Locate the word "size" in the data below, then copy every line that holds it.

*Information supplied*.
* * * * * * * * *

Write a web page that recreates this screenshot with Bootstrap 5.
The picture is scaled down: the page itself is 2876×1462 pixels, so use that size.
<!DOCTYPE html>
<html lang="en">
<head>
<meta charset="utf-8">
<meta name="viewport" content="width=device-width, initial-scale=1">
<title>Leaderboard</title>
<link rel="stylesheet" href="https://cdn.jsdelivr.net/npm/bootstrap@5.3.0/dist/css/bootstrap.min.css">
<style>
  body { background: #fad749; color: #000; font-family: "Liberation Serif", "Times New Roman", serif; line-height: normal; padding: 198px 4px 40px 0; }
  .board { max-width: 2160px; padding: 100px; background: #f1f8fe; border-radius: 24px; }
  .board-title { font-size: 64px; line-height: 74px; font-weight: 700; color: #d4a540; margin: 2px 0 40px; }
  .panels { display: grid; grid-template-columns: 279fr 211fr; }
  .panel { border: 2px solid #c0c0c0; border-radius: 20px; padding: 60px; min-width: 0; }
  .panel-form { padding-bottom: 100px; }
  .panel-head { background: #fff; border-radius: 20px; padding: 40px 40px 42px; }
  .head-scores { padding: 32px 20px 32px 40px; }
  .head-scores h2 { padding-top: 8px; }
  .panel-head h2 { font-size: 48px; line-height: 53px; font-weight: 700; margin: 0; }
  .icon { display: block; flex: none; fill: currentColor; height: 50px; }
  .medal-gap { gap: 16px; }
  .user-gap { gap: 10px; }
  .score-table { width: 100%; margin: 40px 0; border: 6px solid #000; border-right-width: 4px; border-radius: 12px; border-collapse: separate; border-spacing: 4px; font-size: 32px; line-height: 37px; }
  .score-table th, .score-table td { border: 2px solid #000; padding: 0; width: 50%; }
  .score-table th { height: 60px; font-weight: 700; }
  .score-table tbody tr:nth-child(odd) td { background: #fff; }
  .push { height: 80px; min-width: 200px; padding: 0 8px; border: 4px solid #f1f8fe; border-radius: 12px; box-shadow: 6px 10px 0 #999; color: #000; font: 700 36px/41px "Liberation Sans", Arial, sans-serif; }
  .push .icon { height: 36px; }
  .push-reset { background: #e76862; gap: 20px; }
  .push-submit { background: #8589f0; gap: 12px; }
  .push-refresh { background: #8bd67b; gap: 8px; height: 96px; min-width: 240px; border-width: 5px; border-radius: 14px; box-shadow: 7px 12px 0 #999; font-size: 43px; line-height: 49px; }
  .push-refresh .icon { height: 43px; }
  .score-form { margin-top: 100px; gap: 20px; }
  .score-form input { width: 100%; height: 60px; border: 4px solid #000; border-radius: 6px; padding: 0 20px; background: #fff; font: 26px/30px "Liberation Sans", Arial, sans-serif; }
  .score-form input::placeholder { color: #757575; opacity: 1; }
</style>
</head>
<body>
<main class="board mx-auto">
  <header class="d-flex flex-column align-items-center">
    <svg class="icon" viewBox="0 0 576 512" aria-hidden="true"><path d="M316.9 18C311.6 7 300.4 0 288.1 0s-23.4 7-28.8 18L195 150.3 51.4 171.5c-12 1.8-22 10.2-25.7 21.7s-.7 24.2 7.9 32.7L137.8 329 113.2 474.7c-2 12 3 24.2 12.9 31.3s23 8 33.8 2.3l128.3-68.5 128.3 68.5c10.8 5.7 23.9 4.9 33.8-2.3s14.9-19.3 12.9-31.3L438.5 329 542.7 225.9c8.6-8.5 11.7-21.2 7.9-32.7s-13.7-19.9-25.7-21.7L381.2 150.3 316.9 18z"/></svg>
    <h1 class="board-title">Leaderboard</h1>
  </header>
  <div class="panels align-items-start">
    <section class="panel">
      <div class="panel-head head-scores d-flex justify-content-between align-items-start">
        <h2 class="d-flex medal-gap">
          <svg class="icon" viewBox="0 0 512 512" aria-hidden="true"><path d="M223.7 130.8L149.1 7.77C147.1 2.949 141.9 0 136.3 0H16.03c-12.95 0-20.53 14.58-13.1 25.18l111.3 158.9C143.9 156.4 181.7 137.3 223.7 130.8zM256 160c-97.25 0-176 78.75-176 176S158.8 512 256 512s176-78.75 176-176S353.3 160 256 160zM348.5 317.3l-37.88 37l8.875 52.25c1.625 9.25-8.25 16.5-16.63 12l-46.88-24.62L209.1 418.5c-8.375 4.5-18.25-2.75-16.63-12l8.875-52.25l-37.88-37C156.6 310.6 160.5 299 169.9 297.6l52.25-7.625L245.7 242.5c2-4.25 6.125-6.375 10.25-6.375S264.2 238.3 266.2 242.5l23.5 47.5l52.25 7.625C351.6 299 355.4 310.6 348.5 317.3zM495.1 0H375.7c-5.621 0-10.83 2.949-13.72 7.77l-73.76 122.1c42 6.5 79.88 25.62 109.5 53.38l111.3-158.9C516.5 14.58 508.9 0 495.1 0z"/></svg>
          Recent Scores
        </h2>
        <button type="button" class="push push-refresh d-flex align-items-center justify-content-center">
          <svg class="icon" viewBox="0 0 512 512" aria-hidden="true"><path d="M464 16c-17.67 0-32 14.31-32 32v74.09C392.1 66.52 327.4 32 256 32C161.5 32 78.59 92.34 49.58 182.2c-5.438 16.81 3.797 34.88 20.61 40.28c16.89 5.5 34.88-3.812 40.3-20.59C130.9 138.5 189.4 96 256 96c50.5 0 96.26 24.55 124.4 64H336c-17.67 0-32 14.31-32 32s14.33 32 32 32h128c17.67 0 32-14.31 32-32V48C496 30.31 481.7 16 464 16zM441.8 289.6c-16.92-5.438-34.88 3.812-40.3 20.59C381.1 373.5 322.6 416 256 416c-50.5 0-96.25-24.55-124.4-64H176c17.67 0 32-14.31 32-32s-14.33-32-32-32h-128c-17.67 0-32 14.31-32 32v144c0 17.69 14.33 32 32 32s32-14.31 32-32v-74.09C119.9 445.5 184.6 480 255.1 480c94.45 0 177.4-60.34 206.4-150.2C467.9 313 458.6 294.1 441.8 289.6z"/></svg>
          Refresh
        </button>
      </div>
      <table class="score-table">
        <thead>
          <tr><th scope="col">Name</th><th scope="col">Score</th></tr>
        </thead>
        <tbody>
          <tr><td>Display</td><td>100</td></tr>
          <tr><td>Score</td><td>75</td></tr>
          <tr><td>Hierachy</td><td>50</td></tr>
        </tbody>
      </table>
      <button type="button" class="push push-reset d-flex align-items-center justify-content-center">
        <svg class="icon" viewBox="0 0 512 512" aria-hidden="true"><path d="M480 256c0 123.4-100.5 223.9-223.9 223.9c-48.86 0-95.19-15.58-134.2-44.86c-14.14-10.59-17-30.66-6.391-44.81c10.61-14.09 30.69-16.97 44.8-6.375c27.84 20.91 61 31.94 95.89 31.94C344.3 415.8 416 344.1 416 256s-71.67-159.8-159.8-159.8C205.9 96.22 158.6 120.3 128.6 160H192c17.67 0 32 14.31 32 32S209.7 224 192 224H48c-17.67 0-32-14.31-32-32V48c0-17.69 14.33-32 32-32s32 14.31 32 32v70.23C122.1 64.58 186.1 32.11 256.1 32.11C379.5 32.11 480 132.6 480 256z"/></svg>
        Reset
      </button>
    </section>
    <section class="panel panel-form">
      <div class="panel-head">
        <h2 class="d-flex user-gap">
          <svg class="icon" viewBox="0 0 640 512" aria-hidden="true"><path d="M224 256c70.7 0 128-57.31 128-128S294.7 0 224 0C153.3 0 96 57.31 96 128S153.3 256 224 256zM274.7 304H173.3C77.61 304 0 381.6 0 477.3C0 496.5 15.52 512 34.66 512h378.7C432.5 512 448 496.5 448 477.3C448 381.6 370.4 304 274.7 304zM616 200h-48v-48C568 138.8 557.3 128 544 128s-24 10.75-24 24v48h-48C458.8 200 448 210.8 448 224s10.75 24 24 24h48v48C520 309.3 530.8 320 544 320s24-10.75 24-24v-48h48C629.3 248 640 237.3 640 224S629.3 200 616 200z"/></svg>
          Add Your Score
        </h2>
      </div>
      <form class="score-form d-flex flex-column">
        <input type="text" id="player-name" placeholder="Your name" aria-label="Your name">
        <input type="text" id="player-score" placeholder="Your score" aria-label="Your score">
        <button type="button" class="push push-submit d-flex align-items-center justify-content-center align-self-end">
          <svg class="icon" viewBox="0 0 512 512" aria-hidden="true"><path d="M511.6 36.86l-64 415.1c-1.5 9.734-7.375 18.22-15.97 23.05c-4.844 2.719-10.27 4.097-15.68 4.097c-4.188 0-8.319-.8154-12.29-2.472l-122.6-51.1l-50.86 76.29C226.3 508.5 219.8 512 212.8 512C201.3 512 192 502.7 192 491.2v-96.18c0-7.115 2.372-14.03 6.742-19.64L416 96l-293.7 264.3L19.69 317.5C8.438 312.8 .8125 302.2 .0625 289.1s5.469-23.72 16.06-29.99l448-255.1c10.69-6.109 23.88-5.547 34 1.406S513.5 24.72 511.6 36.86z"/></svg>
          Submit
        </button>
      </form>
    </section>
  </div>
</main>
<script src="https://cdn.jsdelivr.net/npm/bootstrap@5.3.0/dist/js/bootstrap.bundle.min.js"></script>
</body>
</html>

* * * * * * * * *

*Final result*.
The picture is scaled down: the page itself is 2876×1462 pixels, so use that size.
  .board-title { font-size: 64px; line-height: 74px; font-weight: 700; color: #d4a540; margin: 2px 0 40px; }
  .panel-head h2 { font-size: 48px; line-height: 53px; font-weight: 700; margin: 0; }
  .score-table { width: 100%; margin: 40px 0; border: 6px solid #000; border-right-width: 4px; border-radius: 12px; border-collapse: separate; border-spacing: 4px; font-size: 32px; line-height: 37px; }
  .push-refresh { background: #8bd67b; gap: 8px; height: 96px; min-width: 240px; border-width: 5px; border-radius: 14px; box-shadow: 7px 12px 0 #999; font-size: 43px; line-height: 49px; }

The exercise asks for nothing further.